Guest Blog: Canadian Places From Beloved Children's Books

Dec 31, 2017

In honour of Canada’s 150th anniversary on July 1, we’re bringing you 150 Travelzoo Tips – one per day until July 1 – to help you explore and enjoy this great land. For Tip 97, travel writer Ilona  Kauremszky of MyCompassTV shares places in Canada linked to classic children's literature. (Photo: © Parks Canada/Scott Munn)

Some of the world's most beloved children's books have ties to specific places in Canada -- towns or monuments where fans can pay tribute to the characters and authors they've come to love. Here’s a look at five children’s classics and places to visit where the characters will leap off the page.

Anne of Green Gables

Canada’s favourite redhead has been every little girl’s storybook best friend since Canadian author Lucy Maud Montgomery penned the first book in the series in 1908. The rambunctious, talkative Anne lived a life of adventure on a bucolic farm in Prince Edward Island.

Go to: Green Gables Heritage Place in Cavendish, P.E.I., is a National Historic Site and the epicentre of all things Anne.

Winnie the Pooh

British author A.A. Milne took his son Christopher Robin to the London Zoo one day, and the rest, as they say, is history. Christopher named the teddy bear in his 1926 book after Winnie -- short for Winnipeg -- a Canadian black bear that Canadian Lt. Harry Colebourn bought in White River, Ont., then donated to the London Zoo on his way to the First World War.

Go to: The tale of the honey-loving bear lives on in White River. The remote northern town is revered as Pooh’s birthplace. Visit the White River Heritage Museum for a display of Winnie memorabilia.

The Hockey Sweater (Le chandail de hockey)

Written by Roch Carrier in 1979, this delightful children’s short story tells of a boy whose only dream is to possess a Montreal Canadians sweater with the number 9, as worn by ace hockey legend Maurice “Rocket” Richard. When he's accidentally sent a Maple Leafs sweater, he has to deal with fallout from his fellow hockey fans in Sainte-Justine, Que.

Go to: In Roch Carrier's hometown of Sainte-Justine, you can stroll past sites in the book, from the skating rink to the church.

Lost in the Barrens

Farley Mowat had a real knack for reviving Canadian folklore with his tales of the Wild North.

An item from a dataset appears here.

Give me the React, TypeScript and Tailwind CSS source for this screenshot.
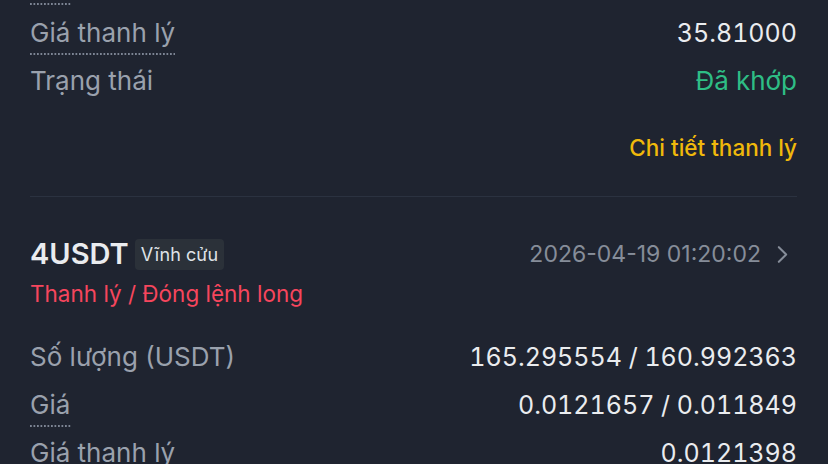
import React from "react";

const font = { fontFamily: '"Inter", "Noto Sans", sans-serif' };

function Dots({ w }: { w: string }) {
  return (
    <div
      className={`h-[2px] ${w} bg-[linear-gradient(to_right,#7d8594_50%,transparent_50%)] bg-[length:3.5px_2px]`}
    />
  );
}

function Row({
  label,
  value,
  dotted,
  valueClass = "text-[#eaecef]",
}: {
  label: string;
  value: string;
  dotted?: string;
  valueClass?: string;
}) {
  return (
    <div className="h-[48px] flex items-start justify-between">
      <div className="flex flex-col">
        <span className="text-[26px] leading-[34px] text-[#9aa1ad]">{label}</span>
        {dotted ? <div className="mt-[3px]"><Dots w={dotted} /></div> : null}
      </div>
      <span className={`text-[25px] leading-[34px] tabular-nums ${valueClass}`}>{value}</span>
    </div>
  );
}

export default function App() {
  return (
    <div
      className="w-[828px] h-[464px] overflow-hidden bg-[#1f2430] pl-[30px] pr-[31px]"
      style={font}
    >
      <div className="pt-[3px] h-[16px]">
        <Dots w="w-[41px]" />
      </div>
      <Row label="Giá thanh lý" value="35.81000" dotted="w-[145px]" />
      <Row label="Trạng thái" value="Đã khớp" valueClass="text-[#2ebd85] text-[26px]" />
      <div className="flex justify-end pt-[20px] h-[84px]">
        <span className="text-[22.5px] leading-[32px] font-medium text-[#f0b90b]">Chi tiết thanh lý</span>
      </div>
      <div className="h-px bg-[#2b3240]" />
      <div className="pt-[39px] flex items-center justify-between">
        <div className="flex items-center gap-[6px]">
          <span className="text-[29px] leading-[36px] font-semibold text-[#eaecef]">4USDT</span>
          <span className="rounded-[4px] bg-[#2b3139] px-[6px] h-[31px] flex items-center text-[18px] text-[#dfe2e7]">
            Vĩnh cửu
          </span>
        </div>
        <div className="flex items-center gap-[16px] pr-[9px]">
          <span className="text-[23px] text-[#868d99]">2026-04-19 01:20:02</span>
          <svg width="11" height="19" viewBox="0 0 12 20" fill="none">
            <path d="M2 2 L10 10 L2 18" stroke="#868d99" strokeWidth="2.2" strokeLinecap="round" strokeLinejoin="round" />
          </svg>
        </div>
      </div>
      <div className="h-[68px] pt-[6px]">
        <span className="text-[22.5px] leading-[32px] text-[#f6465d]">Thanh lý / Đóng lệnh long</span>
      </div>
      <Row label="Số lượng (USDT)" value="165.295554 / 160.992363" />
      <Row label="Giá" value="0.0121657 / 0.011849" dotted="w-[41px]" />
      <Row label="Giá thanh lý" value="0.0121398" dotted="w-[145px]" />
    </div>
  );
}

He wrote this page-turner in 1956; the adventure story was a coming-of-age saga about two teenage boys surviving in the rugged, barren landscape.

Go to: Mowat's hometown, Port Hope, Ont., has a one-of-a-kind monument to its favourite son: a model of a boat-roofed house of stone.

Franklin the Turtle

A more recent favourite, this popular Canadian children’s book series (by Paulette Bourgeois and illustrator Brenda Clark) showcases the life of Franklin the turtle and friends.

Go to: The Franklin’s Children Garden at the Toronto Island Park. Visit Pine Grove for a Franklin statue photo-op;or stop by the treehouse in the Hide and Seek Garden.